In order to have a genuinely constructive debate, data must be compiled, evidence must be amassed and verifiable truths must be presented. This truism is particularly significant when it comes to debates about security and liberty.
When public policy disputes involve such grave issues, facts are a necessity. Without facts, we get the counterproductive discourse we are being treated to right now — the one hijacked by National Security Agency defenders throwing temper tantrums, tossing out fear-mongering platitudes and trying to prevent any scrutiny of the agency.
You don't have to look far to find this sad spectacle. Tune into a national news program and you inevitably will hear pundits who have spent the last decade mindlessly cheering on wars and warrantless wiretapping now echoing the talking points emanating from surveillance-state apparatchiks like Reps. Mike Rogers, R-Mich., and Dutch Ruppersberger, D-Md.

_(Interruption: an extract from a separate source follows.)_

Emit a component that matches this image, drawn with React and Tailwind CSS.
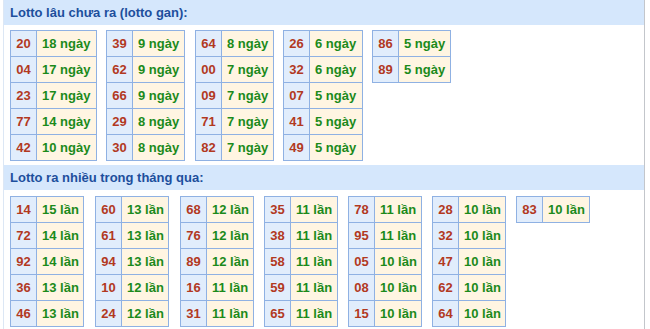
import React from "react";

const gan = [
  [["20", "18 ngày"], ["04", "17 ngày"], ["23", "17 ngày"], ["77", "14 ngày"], ["42", "10 ngày"]],
  [["39", "9 ngày"], ["62", "9 ngày"], ["66", "9 ngày"], ["29", "8 ngày"], ["30", "8 ngày"]],
  [["64", "8 ngày"], ["00", "7 ngày"], ["09", "7 ngày"], ["71", "7 ngày"], ["82", "7 ngày"]],
  [["26", "6 ngày"], ["32", "6 ngày"], ["07", "5 ngày"], ["41", "5 ngày"], ["49", "5 ngày"]],
  [["86", "5 ngày"], ["89", "5 ngày"]],
];
const ganW = ["w-[60px]", "w-[52px]", "w-[52px]", "w-[53px]", "w-[52px]"];
const ganMl = ["", "ml-[9px]", "ml-[10px]", "ml-[9px]", "ml-[9px]"];

const nhieu = [
  [["14", "15 lần"], ["72", "14 lần"], ["92", "14 lần"], ["36", "13 lần"], ["46", "13 lần"]],
  [["60", "13 lần"], ["61", "13 lần"], ["94", "13 lần"], ["10", "12 lần"], ["24", "12 lần"]],
  [["68", "12 lần"], ["76", "12 lần"], ["89", "12 lần"], ["16", "11 lần"], ["31", "11 lần"]],
  [["35", "11 lần"], ["38", "11 lần"], ["58", "11 lần"], ["59", "11 lần"], ["65", "11 lần"]],
  [["78", "11 lần"], ["95", "11 lần"], ["05", "10 lần"], ["08", "10 lần"], ["15", "10 lần"]],
  [["28", "10 lần"], ["32", "10 lần"], ["47", "10 lần"], ["62", "10 lần"], ["64", "10 lần"]],
  [["83", "10 lần"]],
];
const nhieuMl = ["", "ml-[11px]", "ml-[11px]", "ml-[10px]", "ml-[10px]", "ml-[10px]", "ml-[10px]"];

function Table({ rows, w, ml }) {
  return (
    <div className={`flex flex-col self-start border-l border-t border-[#8fb1e3] ${ml}`}>
      {rows.map(([n, t], i) => (
        <div key={i} className="flex h-[26px]">
          <div className="flex w-[26px] items-center justify-center border-r border-b border-[#8fb1e3] bg-[#e1edfc] text-[#b2391f]">
            {n}
          </div>
          <div className={`flex ${w} items-center pl-[5px] border-r border-b border-[#8fb1e3] bg-[#fff5e2] text-[#1b8a1b] whitespace-nowrap`}>
            {t}
          </div>
        </div>
      ))}
    </div>
  );
}

export default function App() {
  return (
    <div
      className="w-[650px] h-[329px] overflow-hidden bg-white text-[13px] font-bold"
      style={{ fontFamily: '"Liberation Sans", Arial, sans-serif' }}
    >
      <div className="ml-[3px] w-[642px] h-[340px] border-l border-r border-l-[#dce7f5] border-r-[#c3c6cb]">
        <div className="h-[25px] bg-[#d5e7fc] pl-[6px] flex items-center text-[#1d4f9d]">
          Lotto lâu chưa ra (lotto gan):
        </div>
        <div className="flex mt-[5px] pl-[6px]">
          {gan.map((rows, i) => (
            <Table key={i} rows={rows} w={ganW[i]} ml={ganMl[i]} />
          ))}
        </div>
        <div className="mt-[4px] h-[25px] bg-[#d5e7fc] pl-[6px] flex items-center text-[#1d4f9d]">
          Lotto ra nhiều trong tháng qua:
        </div>
        <div className="flex mt-[6px] pl-[6px]">
          {nhieu.map((rows, i) => (
            <Table key={i} rows={rows} w="w-[47px]" ml={nhieuMl[i]} />
          ))}
        </div>
      </div>
    </div>
  );
}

This week, these two lawmakers who head the House Intelligence Committee summarized all the bluster in a press release that should be enshrined for posterity. In an attempt to defend the NSA, the bipartisan duo breathlessly claimed that whistleblower Edward Snowden ended up "endangering each and every American" by exposing the government's mass surveillance (i.e., metadata) programs. Additionally, they insisted that "the harm to our country and its citizens will only continue to endure," they indicted Snowden's patriotism and they said his disclosures of the NSA's unlawful and unconstitutional programs "aligned him with our enemy."
If these talking points and all of their media-promoted derivatives had been backed up by a tranche of corroborating facts, you might be able to argue that they represent a productive if caustic contribution to the conversation about national security. But the facts now leaking out of the government's national security apparatus are doing the opposite. They are debunking — rather than confirming — the NSA defenders' platitudes.
Back in October, for instance, ProPublica reported that while NSA officials claimed the metadata programs stopped 54 terrorist attacks, "there's no evidence that the oft-cited figure is accurate."
The next month, Senate Intelligence Committee members Ron Wyden, D-Ore., Mark Udall, D-Co., and Martin Heinrich, D-N.M., said that in their review of classified information, they have "seen no evidence" that the programs exposed by Snowden are necessary to thwart terrorism.
The month after that, President Barack Obama's NSA oversight panel reviewed the metadata program and found that it "was not essential to preventing attacks." One panel member flatly admitted "we found none" when asked about evidence that the program had stopped any major terrorist plots.
Then most recently came a New America Foundation study of the surveillance. Evaluating 225 terrorism cases, the analysis concluded that the metadata programs "had no discernible impact on preventing acts of terrorism."
These are the inconvenient truths that NSA defenders do not want the public to know because they threaten to ignite a powerful backlash against the surveillance state. Thus, without countervailing facts of their own, the agency's defenders are resorting to an age-old public relations trick: They are trying to scream a scary motto (in this case "national security!") as often and as loudly as possible to either distract everyone's attention or fully drown out any fact-based discourse.
Disingenuous as it is, this bait and switch may yet work in a political culture based on manufacturing and spreading panic, regardless of whether that panic has anything to do with reality. If, though, this old trick doesn't work — if evidence trumps the paranoia — then we will have reason to finally feel a bit optimistic. We will be able to celebrate not only serious legislative reforms of the NSA, but also a more mature political culture that is able to prioritize facts over fear.